Exercise details —
Produce an exact transcription of the listing below, omitting the pictures.

******************************

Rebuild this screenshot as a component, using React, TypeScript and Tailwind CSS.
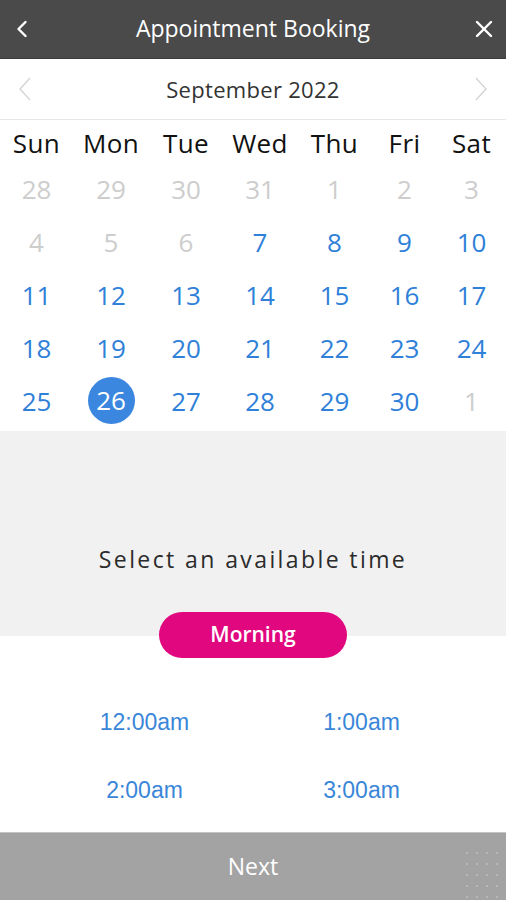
import { ChevronLeft, X } from "lucide-react";

const DAYS = ["Sun", "Mon", "Tue", "Wed", "Thu", "Fri", "Sat"];

// [day, inMonth]
const WEEKS: [number, boolean][][] = [
  [[28, false], [29, false], [30, false], [31, false], [1, false], [2, false], [3, false]],
  [[4, false], [5, false], [6, false], [7, true], [8, true], [9, true], [10, true]],
  [[11, true], [12, true], [13, true], [14, true], [15, true], [16, true], [17, true]],
  [[18, true], [19, true], [20, true], [21, true], [22, true], [23, true], [24, true]],
  [[25, true], [26, true], [27, true], [28, true], [29, true], [30, true], [1, false]],
];

const SLOTS = ["12:00am", "1:00am", "2:00am", "3:00am"];

const cols = "grid grid-cols-[73px_76px_74px_74px_75px_65px_69px]";

function Thin({ flip }: { flip?: boolean }) {
  return (
    <svg width="14" height="26" viewBox="0 0 14 26" className={flip ? "rotate-180" : ""}>
      <polyline points="12,2 2,13 12,24" fill="none" stroke="#d4d4d4" strokeWidth="1.4" />
    </svg>
  );
}

export default function App() {
  const selected = 26;

  return (
    <div className="w-[506px] h-[900px] flex flex-col bg-white font-['Open_Sans',sans-serif] overflow-hidden">
      {/* header */}
      <div className="h-[59px] shrink-0 bg-[#4a4a4a] border-b border-[#3a3a3a] flex items-center justify-between px-[8px] text-white">
        <ChevronLeft className="w-[28px] h-[28px]" strokeWidth={2.1} />
        <span className="text-[23px] leading-none pb-[1px]">Appointment Booking</span>
        <X className="w-[28px] h-[28px]" strokeWidth={2.1} />
      </div>

      {/* month switcher */}
      <div className="h-[61px] shrink-0 flex items-center justify-between pl-[18px] pr-[18px] border-b border-[#e6e6e6]">
        <Thin />
        <span className="text-[22px] text-[#333] tracking-[0.3px]">September 2022</span>
        <Thin flip />
      </div>

      {/* calendar */}
      <div className="shrink-0 pb-[4px]">
        <div className={`${cols} h-[42px] pt-[4px] items-center`}>
          {DAYS.map((d) => (
            <span key={d} className="text-center text-[26px] tracking-[0.4px] text-[#111] leading-none">
              {d}
            </span>
          ))}
        </div>
        {WEEKS.map((week, i) => (
          <div key={i} className={`${cols} h-[53px] items-center`}>
            {week.map(([n, inMonth], j) => {
              const isSel = inMonth && n === selected;
              return (
                <div key={j} className="flex justify-center">
                  {isSel ? (
                    <span className="w-[47px] h-[47px] rounded-full bg-[#3b87df] text-white text-[26px] flex items-center justify-center">
                      {n}
                    </span>
                  ) : (
                    <span
                      className={
                        inMonth
                          ? "text-[26px] text-[#2f80d8] leading-none"
                          : "text-[26px] text-[#cdcdcd] leading-none"
                      }
                    >
                      {n}
                    </span>
                  )}
                </div>
              );
            })}
          </div>
        ))}
      </div>

      {/* time select */}
      <div className="h-[181px] shrink-0 bg-[#f1f1f1] flex items-end justify-center pb-[36px]">
        <span className="text-[23px] tracking-[2.4px] text-[#2b2b2b]">Select an available time</span>
      </div>
      <div className="h-[46px] shrink-0 flex justify-center bg-[linear-gradient(to_bottom,#f1f1f1_24px,#ffffff_24px)]">
        <button className="w-[188px] h-[46px] rounded-full bg-[#e0077f] text-white text-[21px] font-semibold">
          Morning
        </button>
      </div>

      <div className="grid grid-cols-2 px-9 pt-[53px] gap-y-[45px] font-['Liberation_Sans',Arial,sans-serif]">
        {SLOTS.map((s) => (
          <span key={s} className="text-center text-[23px] leading-none text-[#3a86d8]">
            {s}
          </span>
        ))}
      </div>

      <div className="mt-auto h-[68px] shrink-0 bg-[#a3a3a3] border-t border-[#c4c4c4] flex items-center justify-center relative">
        <span className="text-[23px] text-white">Next</span>
        <svg className="absolute right-[4px] bottom-0" width="40" height="52" viewBox="0 0 40 52">
          {[0, 1, 2, 3, 4].map((r) =>
            [0, 1, 2, 3].map((c) => (
              <rect key={`${r}-${c}`} x={4 + c * 10} y={4 + r * 11} width="2" height="2" fill="#b8b8b8" />
            ))
          )}
        </svg>
      </div>
    </div>
  );
}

******************************

Worked answer —
Rebuild this screenshot as a component, using React, TypeScript and Tailwind CSS.
import { ChevronLeft, X } from "lucide-react";

const DAYS = ["Sun", "Mon", "Tue", "Wed", "Thu", "Fri", "Sat"];

// [day, inMonth]
const WEEKS: [number, boolean][][] = [
  [[28, false], [29, false], [30, false], [31, false], [1, false], [2, false], [3, false]],
  [[4, false], [5, false], [6, false], [7, true], [8, true], [9, true], [10, true]],
  [[11, true], [12, true], [13, true], [14, true], [15, true], [16, true], [17, true]],
  [[18, true], [19, true], [20, true], [21, true], [22, true], [23, true], [24, true]],
  [[25, true], [26, true], [27, true], [28, true], [29, true], [30, true], [1, false]],
];

const SLOTS = ["12:00am", "1:00am", "2:00am", "3:00am"];

const cols = "grid grid-cols-[73px_76px_74px_74px_75px_65px_69px]";

function Thin({ flip }: { flip?: boolean }) {
  return (
    <svg width="14" height="26" viewBox="0 0 14 26" className={flip ? "rotate-180" : ""}>
      <polyline points="12,2 2,13 12,24" fill="none" stroke="#d4d4d4" strokeWidth="1.4" />
    </svg>
  );
}

export default function App() {
  const selected = 26;

  return (
    <div className="w-[506px] h-[900px] flex flex-col bg-white font-['Open_Sans',sans-serif] overflow-hidden">
      {/* header */}
      <div className="h-[59px] shrink-0 bg-[#4a4a4a] border-b border-[#3a3a3a] flex items-center justify-between px-[8px] text-white">
        <ChevronLeft className="w-[28px] h-[28px]" strokeWidth={2.1} />
        <span className="text-[23px] leading-none pb-[1px]">Appointment Booking</span>
        <X className="w-[28px] h-[28px]" strokeWidth={2.1} />
      </div>

      {/* month switcher */}
      <div className="h-[61px] shrink-0 flex items-center justify-between pl-[18px] pr-[18px] border-b border-[#e6e6e6]">
        <Thin />
        <span className="text-[22px] text-[#333] tracking-[0.3px]">September 2022</span>
        <Thin flip />
      </div>

      {/* calendar */}
      <div className="shrink-0 pb-[4px]">
        <div className={`${cols} h-[42px] pt-[4px] items-center`}>
          {DAYS.map((d) => (
            <span key={d} className="text-center text-[26px] tracking-[0.4px] text-[#111] leading-none">
              {d}
            </span>
          ))}
        </div>
        {WEEKS.map((week, i) => (
          <div key={i} className={`${cols} h-[53px] items-center`}>
            {week.map(([n, inMonth], j) => {
              const isSel = inMonth && n === selected;
              return (
                <div key={j} className="flex justify-center">
                  {isSel ? (
                    <span className="w-[47px] h-[47px] rounded-full bg-[#3b87df] text-white text-[26px] flex items-center justify-center">
                      {n}
                    </span>
                  ) : (
                    <span
                      className={
                        inMonth
                          ? "text-[26px] text-[#2f80d8] leading-none"
                          : "text-[26px] text-[#cdcdcd] leading-none"
                      }
                    >
                      {n}
                    </span>
                  )}
                </div>
              );
            })}
          </div>
        ))}
      </div>

      {/* time select */}
      <div className="h-[181px] shrink-0 bg-[#f1f1f1] flex items-end justify-center pb-[36px]">
        <span className="text-[23px] tracking-[2.4px] text-[#2b2b2b]">Select an available time</span>
      </div>
      <div className="h-[46px] shrink-0 flex justify-center bg-[linear-gradient(to_bottom,#f1f1f1_24px,#ffffff_24px)]">
        <button className="w-[188px] h-[46px] rounded-full bg-[#e0077f] text-white text-[21px] font-semibold">
          Morning
        </button>
      </div>

      <div className="grid grid-cols-2 px-9 pt-[53px] gap-y-[45px] font-['Liberation_Sans',Arial,sans-serif]">
        {SLOTS.map((s) => (
          <span key={s} className="text-center text-[23px] leading-none text-[#3a86d8]">
            {s}
          </span>
        ))}
      </div>

      <div className="mt-auto h-[68px] shrink-0 bg-[#a3a3a3] border-t border-[#c4c4c4] flex items-center justify-center relative">
        <span className="text-[23px] text-white">Next</span>
        <svg className="absolute right-[4px] bottom-0" width="40" height="52" viewBox="0 0 40 52">
          {[0, 1, 2, 3, 4].map((r) =>
            [0, 1, 2, 3].map((c) => (
              <rect key={`${r}-${c}`} x={4 + c * 10} y={4 + r * 11} width="2" height="2" fill="#b8b8b8" />
            ))
          )}
        </svg>
      </div>
    </div>
  );
}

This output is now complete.